De Place argues that a state with a governor who has already made “some strong statements” about the need to phase out coal-burning plants (and who is, I note, familiar with tobacco company-style strategies) has already established a baseline for what’s both moral and responsible when it comes to coal-generated electricity. The atmosphere not being a great respecter of political borders, he notes, it makes little sense to suppress greenhouse gas emissions in one spot, and facilitate the generation of even more elsewhere.
One of de Place’s recent posts on Sightline surfaced a white paper on the economics of cheap coal:
One of the nation’s most respected resource economists, Dr. Thomas M. Power, just released a new white paper showing that coal exports to China will increase that country’s coal burning and pollution, and decrease investments in energy efficiency.
In a nutshell, Power demonstrates that the planned coal export facilities in the Northwest would add to the supply of coal to China thereby pushing down the cost of burning it. And because China is highly cost sensitive, even relatively small changes in price could result in significant changes in coal burning.
You wouldn’t think this required study, but PRB coal companies, as part of their “everyone else is doing it” argument, had suggested that their contribution would have no impact on China’s overall coal consumption, so it might as well be them as opposed to someone else. This was a little improbable on the face of it, as no one has suggested that China has satisfied its demand for energy.

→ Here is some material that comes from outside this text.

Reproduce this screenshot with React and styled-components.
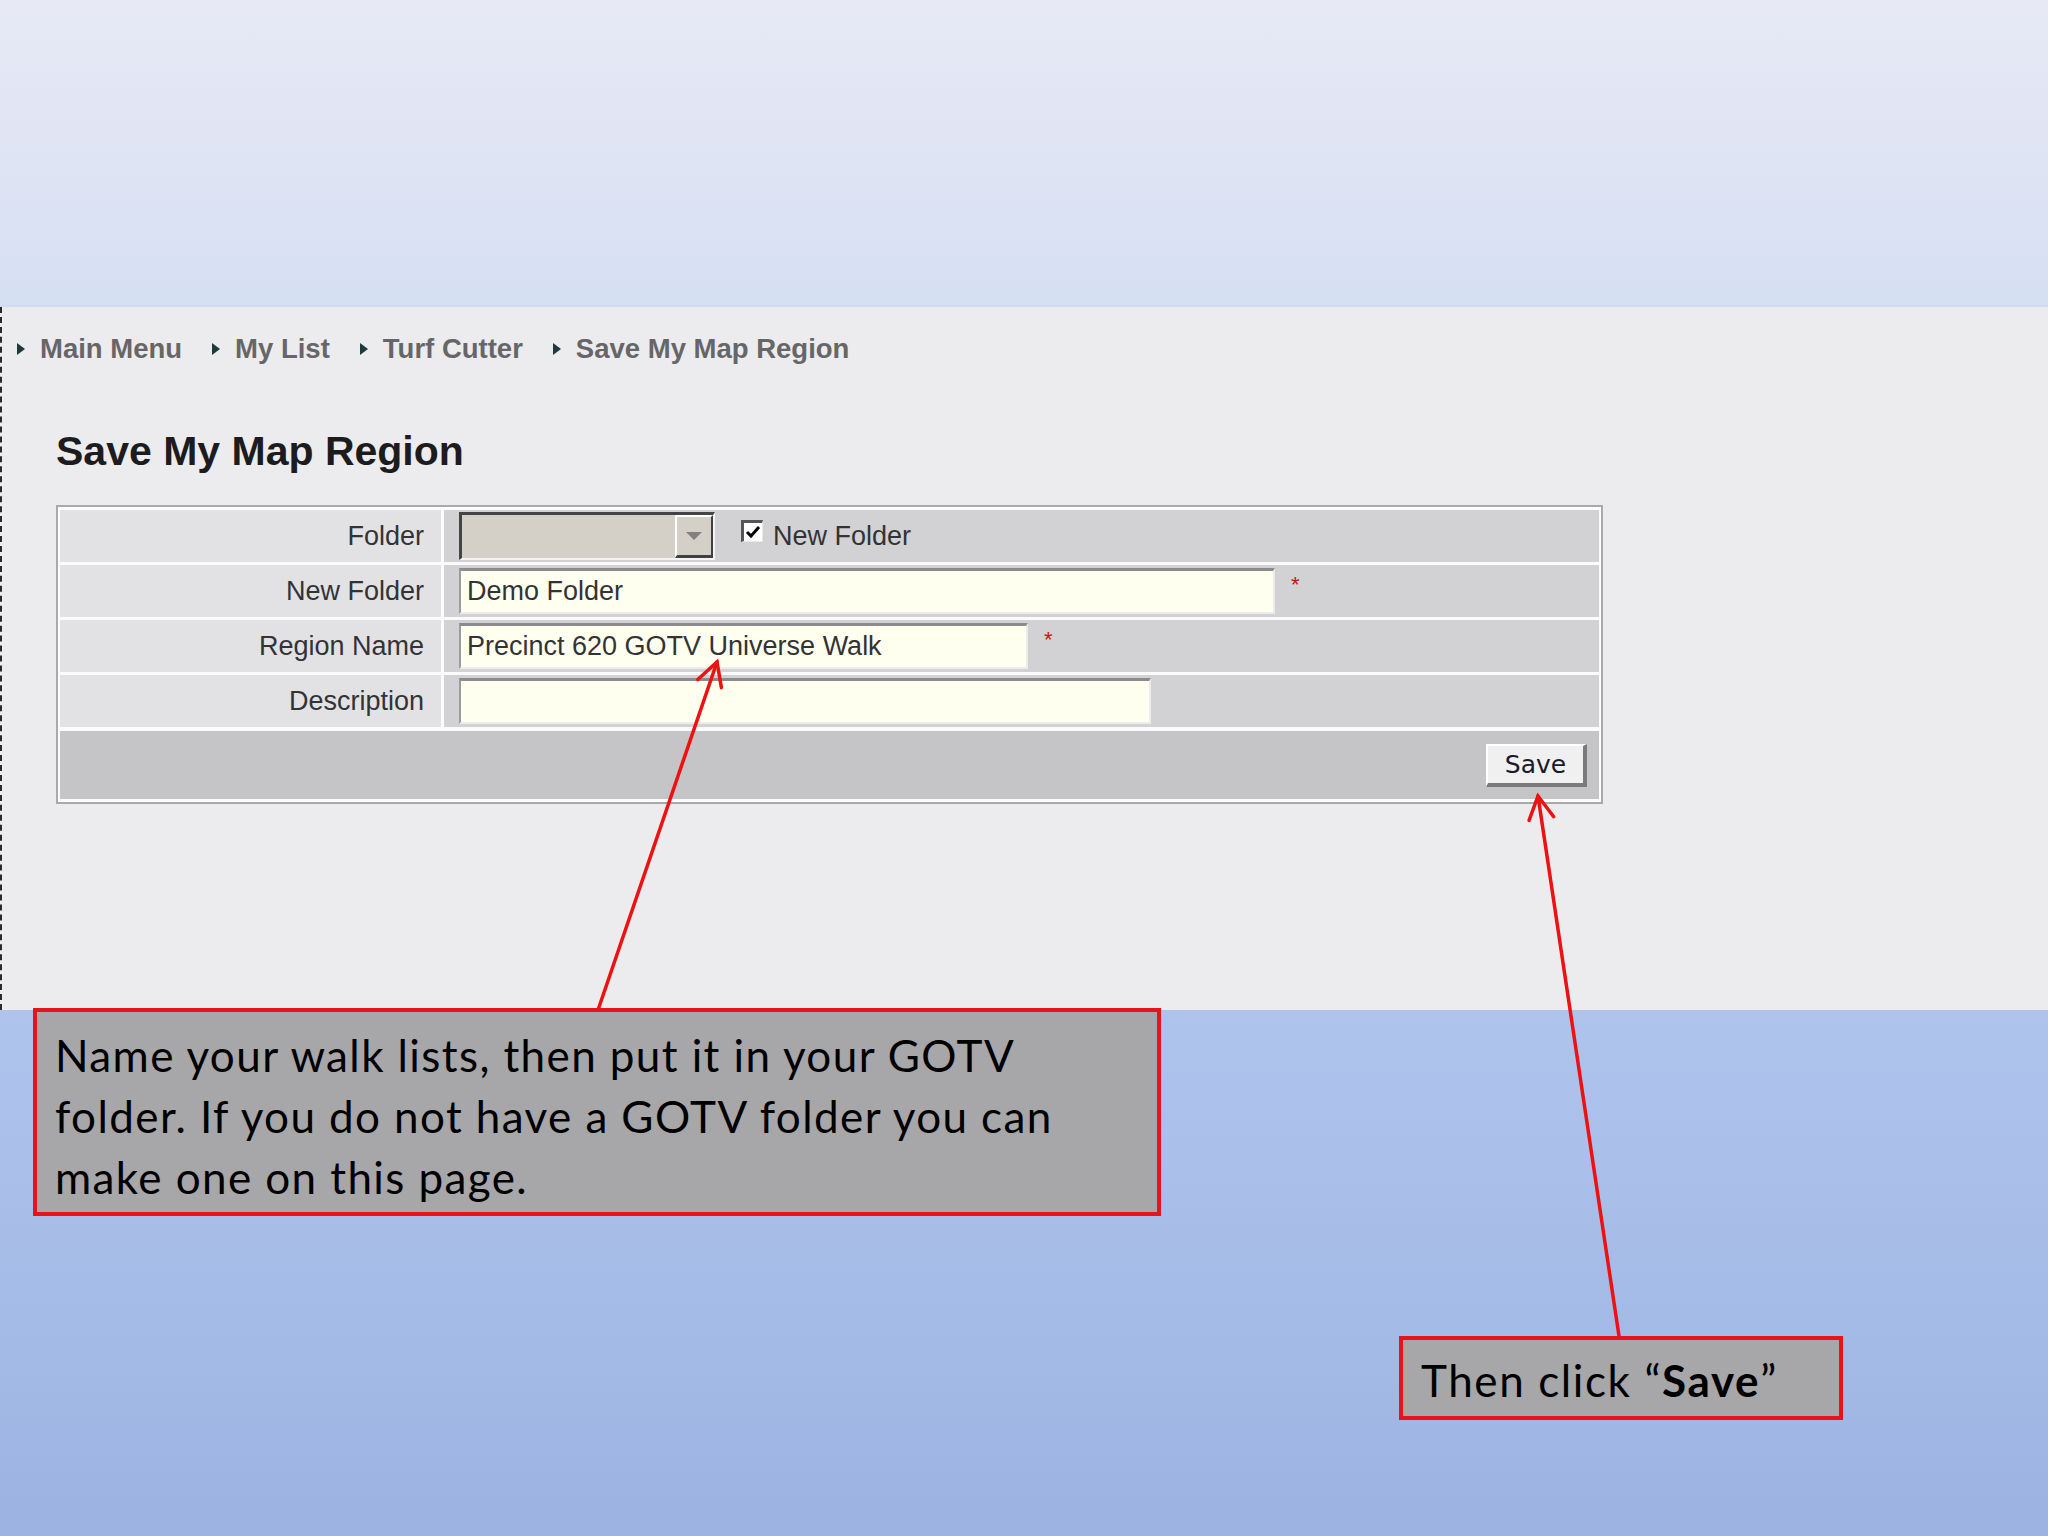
import React from 'react';
import styled, { createGlobalStyle } from 'styled-components';

const GlobalStyle = createGlobalStyle`
  html, body {
    margin: 0;
    padding: 0;
    background: #ecebed;
  }
  body {
    font-family: "Liberation Sans", Arial, sans-serif;
  }
`;

const Slide = styled.div`
  position: relative;
  width: 2048px;
  height: 1536px;
  display: flex;
  flex-direction: column;
  overflow: hidden;
`;

const TopBand = styled.div`
  height: 305px;
  flex: none;
  background: linear-gradient(180deg, #e7e9f5 0%, #dde3f3 60%, #d5e0f3 100%);
  border-bottom: 2px solid #cfdbf1;
`;

const Screen = styled.div`
  height: 703px;
  flex: none;
  box-sizing: border-box;
  background: #ecebed;
  border-left: 2px dashed #2a2a2a;
  padding: 22px 0 0 15px;
  display: flex;
  flex-direction: column;
`;

const BottomBand = styled.div`
  flex: 1;
  background: linear-gradient(180deg, #afc4ec 0%, #a6bce8 50%, #9cb3e2 100%);
`;

const Breadcrumbs = styled.nav`
  display: flex;
  align-items: center;
  gap: 30px;
  height: 40px;
`;

const Crumb = styled.span`
  display: flex;
  align-items: center;
  gap: 15px;
  font-size: 27.5px;
  font-weight: bold;
  color: #666668;
`;

const Arrowhead = styled.span`
  width: 0;
  height: 0;
  border-top: 6px solid transparent;
  border-bottom: 6px solid transparent;
  border-left: 8px solid #1d3b3a;
`;

const Title = styled.h1`
  margin: 58px 0 0 39px;
  font-size: 41px;
  font-weight: bold;
  color: #1c1c1e;
  line-height: 48px;
`;

const FormTable = styled.table`
  margin: 30px 0 0 39px;
  width: 1547px;
  border-collapse: separate;
  border-spacing: 0 3px;
  border: 2px solid #a9a9ab;
  box-shadow: inset 0 0 0 1px #ffffff;
  background: #fbfbfb;
  padding: 0 2px;
  font-size: 27px;
  color: #333336;
`;

const LabelCell = styled.td`
  width: 364px;
  height: 52px;
  padding: 0 17px 0 0;
  text-align: right;
  background: #e2e2e4;
  border-right: 3px solid #fbfbfb;
  white-space: nowrap;
`;

const ValueCell = styled.td`
  height: 52px;
  padding: 0 0 0 15px;
  background: #d2d2d4;
`;

const FooterCell = styled.td`
  height: 68px;
  padding: 0 12px 0 0;
  background: #c5c5c7;
  text-align: right;
  border-top: 1px solid #fbfbfb;
`;

const FieldLine = styled.div`
  display: flex;
  align-items: center;
`;

const TextBox = styled.div`
  box-sizing: border-box;
  width: ${(p) => p.$width}px;
  height: 46px;
  padding: 0 0 0 6px;
  display: flex;
  align-items: center;
  background: #fffff0;
  border-top: 3px solid #8c8c8e;
  border-left: 2px solid #9c9c9e;
  border-bottom: 2px solid #ececea;
  border-right: 2px solid #ececea;
  color: #333336;
  font-size: 27px;
`;

const Required = styled.span`
  margin: -12px 0 0 16px;
  color: #cc1111;
  font-size: 22px;
  align-self: center;
`;

const SelectBox = styled.div`
  box-sizing: border-box;
  width: 256px;
  height: 48px;
  display: flex;
  justify-content: flex-end;
  background: #d4d0c8;
  border-top: 3px solid #444446;
  border-left: 3px solid #444446;
  border-bottom: 2px solid #f4f4f4;
  border-right: 2px solid #f4f4f4;
`;

const DropButton = styled.div`
  box-sizing: border-box;
  width: 38px;
  display: flex;
  align-items: center;
  justify-content: center;
  background: #d4d0c8;
  border-top: 2px solid #ffffff;
  border-left: 2px solid #ffffff;
  border-bottom: 3px solid #404040;
  border-right: 2px solid #404040;
`;

const DropArrow = styled.span`
  width: 0;
  height: 0;
  border-left: 8px solid transparent;
  border-right: 8px solid transparent;
  border-top: 8px solid #808080;
`;

const CheckLabel = styled.label`
  display: flex;
  align-items: center;
  gap: 10px;
  margin-left: 26px;
  color: #333336;
`;

const CheckBox = styled.span`
  box-sizing: border-box;
  width: 22px;
  height: 22px;
  margin-top: -10px;
  display: flex;
  align-items: center;
  justify-content: center;
  background: #ffffff;
  border-top: 3px solid #555;
  border-left: 3px solid #555;
  border-bottom: 1px solid #e8e8e8;
  border-right: 1px solid #e8e8e8;
`;

const SaveButton = styled.button`
  box-sizing: border-box;
  width: 101px;
  height: 43px;
  padding: 0;
  font-family: "DejaVu Sans", Tahoma, sans-serif;
  font-size: 25px;
  font-weight: 500;
  color: #1a1a2a;
  background: #f0f0f0;
  border-top: 2px solid #ffffff;
  border-left: 2px solid #ffffff;
  border-bottom: 4px solid #7a7a7a;
  border-right: 4px solid #7a7a7a;
  vertical-align: middle;
`;

const Callout = styled.div`
  position: absolute;
  left: ${(p) => p.$left}px;
  top: ${(p) => p.$top}px;
  width: ${(p) => p.$width}px;
  height: ${(p) => p.$height}px;
  box-sizing: border-box;
  padding: ${(p) => p.$pad};
  background: #a7a6a9;
  border: 4px solid #e8121c;
  font-family: Lato, "Open Sans", sans-serif;
  font-size: 44px;
  line-height: 61px;
  color: #000000;
  letter-spacing: ${(p) => p.$spacing}px;
  white-space: nowrap;
`;

const Overlay = styled.svg`
  position: absolute;
  left: 0;
  top: 0;
  pointer-events: none;
`;

function Pointer({ x1, y1, x2, y2 }) {
  const angle = Math.atan2(y1 - y2, x1 - x2);
  const len = 26;
  const spread = 0.5;
  const a = [x2 + len * Math.cos(angle - spread), y2 + len * Math.sin(angle - spread)];
  const b = [x2 + len * Math.cos(angle + spread), y2 + len * Math.sin(angle + spread)];
  return (
    <g stroke="#ee1111" strokeWidth="3.5" fill="none" strokeLinecap="round">
      <line x1={x1} y1={y1} x2={x2} y2={y2} />
      <polyline points={`${a[0]},${a[1]} ${x2},${y2} ${b[0]},${b[1]}`} />
    </g>
  );
}

const crumbs = ['Main Menu', 'My List', 'Turf Cutter', 'Save My Map Region'];

export default function App() {
  return (
    <>
      <GlobalStyle />
      <Slide>
        <TopBand />
        <Screen>
          <Breadcrumbs>
            {crumbs.map((c) => (
              <Crumb key={c}>
                <Arrowhead />
                {c}
              </Crumb>
            ))}
          </Breadcrumbs>
          <Title>Save My Map Region</Title>
          <FormTable>
            <tbody>
              <tr>
                <LabelCell>Folder</LabelCell>
                <ValueCell>
                  <FieldLine>
                    <SelectBox>
                      <DropButton>
                        <DropArrow />
                      </DropButton>
                    </SelectBox>
                    <CheckLabel>
                      <CheckBox>
                        <svg width="16" height="16" viewBox="0 0 16 16">
                          <path d="M2 8 L6 12 L14 3" stroke="#000" strokeWidth="3" fill="none" />
                        </svg>
                      </CheckBox>
                      New Folder
                    </CheckLabel>
                  </FieldLine>
                </ValueCell>
              </tr>
              <tr>
                <LabelCell>New Folder</LabelCell>
                <ValueCell>
                  <FieldLine>
                    <TextBox $width={816}>Demo Folder</TextBox>
                    <Required>*</Required>
                  </FieldLine>
                </ValueCell>
              </tr>
              <tr>
                <LabelCell>Region Name</LabelCell>
                <ValueCell>
                  <FieldLine>
                    <TextBox $width={569}>Precinct 620 GOTV Universe Walk</TextBox>
                    <Required>*</Required>
                  </FieldLine>
                </ValueCell>
              </tr>
              <tr>
                <LabelCell>Description</LabelCell>
                <ValueCell>
                  <FieldLine>
                    <TextBox $width={692} />
                  </FieldLine>
                </ValueCell>
              </tr>
              <tr>
                <FooterCell colSpan={2}>
                  <SaveButton>Save</SaveButton>
                </FooterCell>
              </tr>
            </tbody>
          </FormTable>
        </Screen>
        <BottomBand />

        <Overlay width="2048" height="1536" viewBox="0 0 2048 1536">
          <Pointer x1={598} y1={1010} x2={717} y2={662} />
          <Pointer x1={1619} y1={1336} x2={1538} y2={796} />
        </Overlay>

        <Callout
          $left={33}
          $top={1008}
          $width={1128}
          $height={208}
          $pad="13px 0 0 18px"
          $spacing={1.4}
        >
          Name your walk lists, then put it in your GOTV
          <br />
          folder. If you do not have a GOTV folder you can
          <br />
          make one on this page.
        </Callout>
        <Callout
          $left={1399}
          $top={1336}
          $width={444}
          $height={84}
          $pad="10px 0 0 18px"
          $spacing={1.6}
        >
          Then click “<b>Save</b>”
        </Callout>
      </Slide>
    </>
  );
}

If, in a perfect world, we could satisfy the need for jobs, it’s likely that far fewer, outside those directly employed by coal companies, would be arguing for these port projects, versus other trade opportunities. But, that being the case, doesn’t it make sense to work towards the perfect world, rather than in the opposite direction? What we would seem to learn from the debate is that the heartland of the U.S. is just a train-ride away from shipping to China.